Jane Hall

Personal information
- Full name: Jane Lucy Hall
- Nationality: British
- Born: 20 October 1973 (age 52) Kingston upon Thames

Sport
- Club: Kingston RC

Medal record
Women's rowing
Representing Great Britain
World Rowing Championships
| Gold medal – first place | 1993 Račice | LW4- |
| Silver medal – second place | 1995 Tampere | LW2- |
| Silver medal – second place | 1996 Strathclyde | LW2- |
| Silver medal – second place | 1999 St.
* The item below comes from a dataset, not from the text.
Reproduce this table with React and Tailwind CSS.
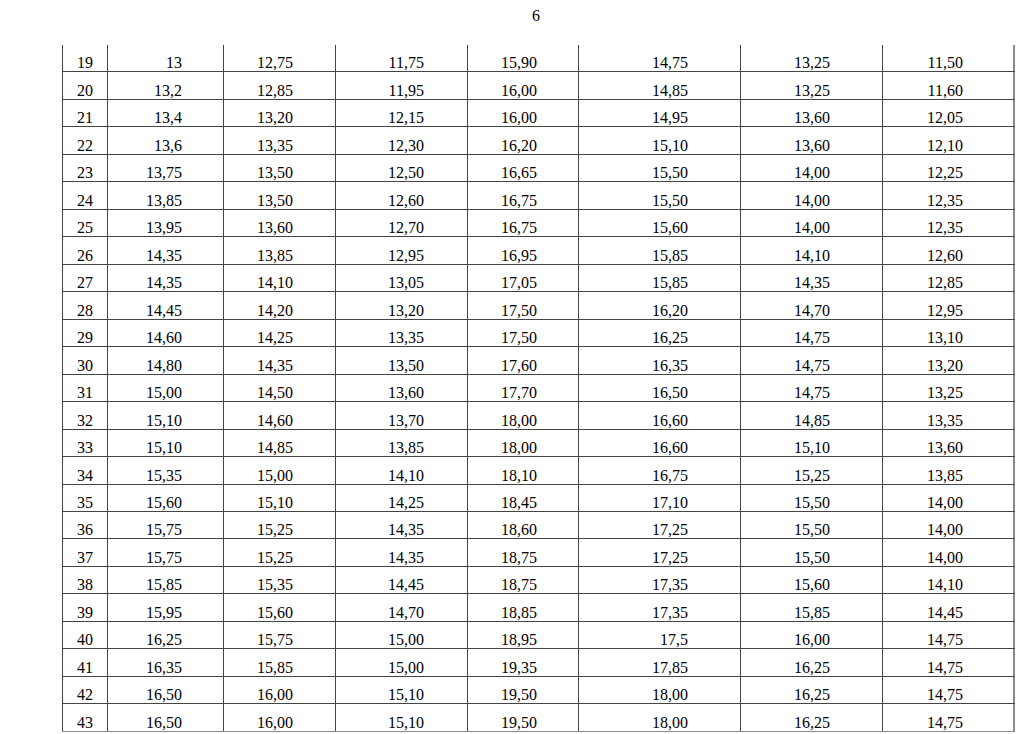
const rows = [
  ['19', '13', '12,75', '11,75', '15,90', '14,75', '13,25', '11,50'],
  ['20', '13,2', '12,85', '11,95', '16,00', '14,85', '13,25', '11,60'],
  ['21', '13,4', '13,20', '12,15', '16,00', '14,95', '13,60', '12,05'],
  ['22', '13,6', '13,35', '12,30', '16,20', '15,10', '13,60', '12,10'],
  ['23', '13,75', '13,50', '12,50', '16,65', '15,50', '14,00', '12,25'],
  ['24', '13,85', '13,50', '12,60', '16,75', '15,50', '14,00', '12,35'],
  ['25', '13,95', '13,60', '12,70', '16,75', '15,60', '14,00', '12,35'],
  ['26', '14,35', '13,85', '12,95', '16,95', '15,85', '14,10', '12,60'],
  ['27', '14,35', '14,10', '13,05', '17,05', '15,85', '14,35', '12,85'],
  ['28', '14,45', '14,20', '13,20', '17,50', '16,20', '14,70', '12,95'],
  ['29', '14,60', '14,25', '13,35', '17,50', '16,25', '14,75', '13,10'],
  ['30', '14,80', '14,35', '13,50', '17,60', '16,35', '14,75', '13,20'],
  ['31', '15,00', '14,50', '13,60', '17,70', '16,50', '14,75', '13,25'],
  ['32', '15,10', '14,60', '13,70', '18,00', '16,60', '14,85', '13,35'],
  ['33', '15,10', '14,85', '13,85', '18,00', '16,60', '15,10', '13,60'],
  ['34', '15,35', '15,00', '14,10', '18,10', '16,75', '15,25', '13,85'],
  ['35', '15,60', '15,10', '14,25', '18,45', '17,10', '15,50', '14,00'],
  ['36', '15,75', '15,25', '14,35', '18,60', '17,25', '15,50', '14,00'],
  ['37', '15,75', '15,25', '14,35', '18,75', '17,25', '15,50', '14,00'],
  ['38', '15,85', '15,35', '14,45', '18,75', '17,35', '15,60', '14,10'],
  ['39', '15,95', '15,60', '14,70', '18,85', '17,35', '15,85', '14,45'],
  ['40', '16,25', '15,75', '15,00', '18,95', '17,5', '16,00', '14,75'],
  ['41', '16,35', '15,85', '15,00', '19,35', '17,85', '16,25', '14,75'],
  ['42', '16,50', '16,00', '15,10', '19,50', '18,00', '16,25', '14,75'],
  ['43', '16,50', '16,00', '15,10', '19,50', '18,00', '16,25', '14,75'],
]

// column cell classes: width set by the grid, text pushed to the right
const cellCls = [
  'justify-center',
  'justify-end pr-[41px]',
  'justify-end pr-[42px]',
  'justify-end pr-[43px]',
  'justify-end pr-[41px]',
  'justify-end pr-[52px]',
  'justify-end pr-[52px]',
  'justify-end pr-[50px] border-r-2 border-r-[#8a8a8a]',
]

export default function App() {
  return (
    <div className="w-[1020px] h-[734px] bg-white text-black overflow-hidden font-['Liberation_Serif','Times_New_Roman',serif]">
      {/* page number */}
      <div className="pt-[7px] pl-[532px] text-[16px] leading-[18px]">6</div>

      {/* table */}
      <div className="mt-[20px] ml-[62px] w-[953px]">
        {rows.map((r, i) => (
          <div
            key={r[0]}
            className={
              'grid grid-cols-[45px_116px_112px_132px_111px_162px_142px_133px] h-[27.48px] border-b ' +
              (i === rows.length - 1 ? 'border-[#8a8a8a]' : 'border-[#444]')
            }
          >
            {r.map((v, j) => (
              <div key={j} className={'flex items-end border-l border-[#444] text-[16px] leading-[16px] ' + cellCls[j]}>
                {v}
              </div>
            ))}
          </div>
        ))}
      </div>
    </div>
  )
}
Catharines | LW2- |
| Silver medal – second place | 2007 Munich | LW4x |
| Silver medal – second place | 2009 Poznań | LW4x |

= Jane Hall (rower) =

British rower

Jane Lucy Hall (born 20 October 1973 in Kingston upon Thames) is a former British rower who won six World Championship medals.

==Rowing career==
Hall won the gold medal in the lightweight coxless four with Alison Brownless, Annamarie Dryden and Tonia Williams at the 1993 World Rowing Championships.

She was part of the coxless pair with Alison Brownless that won the national title rowing for a Kingston and Thames composite at the 1996 National Championships. She also won a second gold at the same Championships in the eight composite.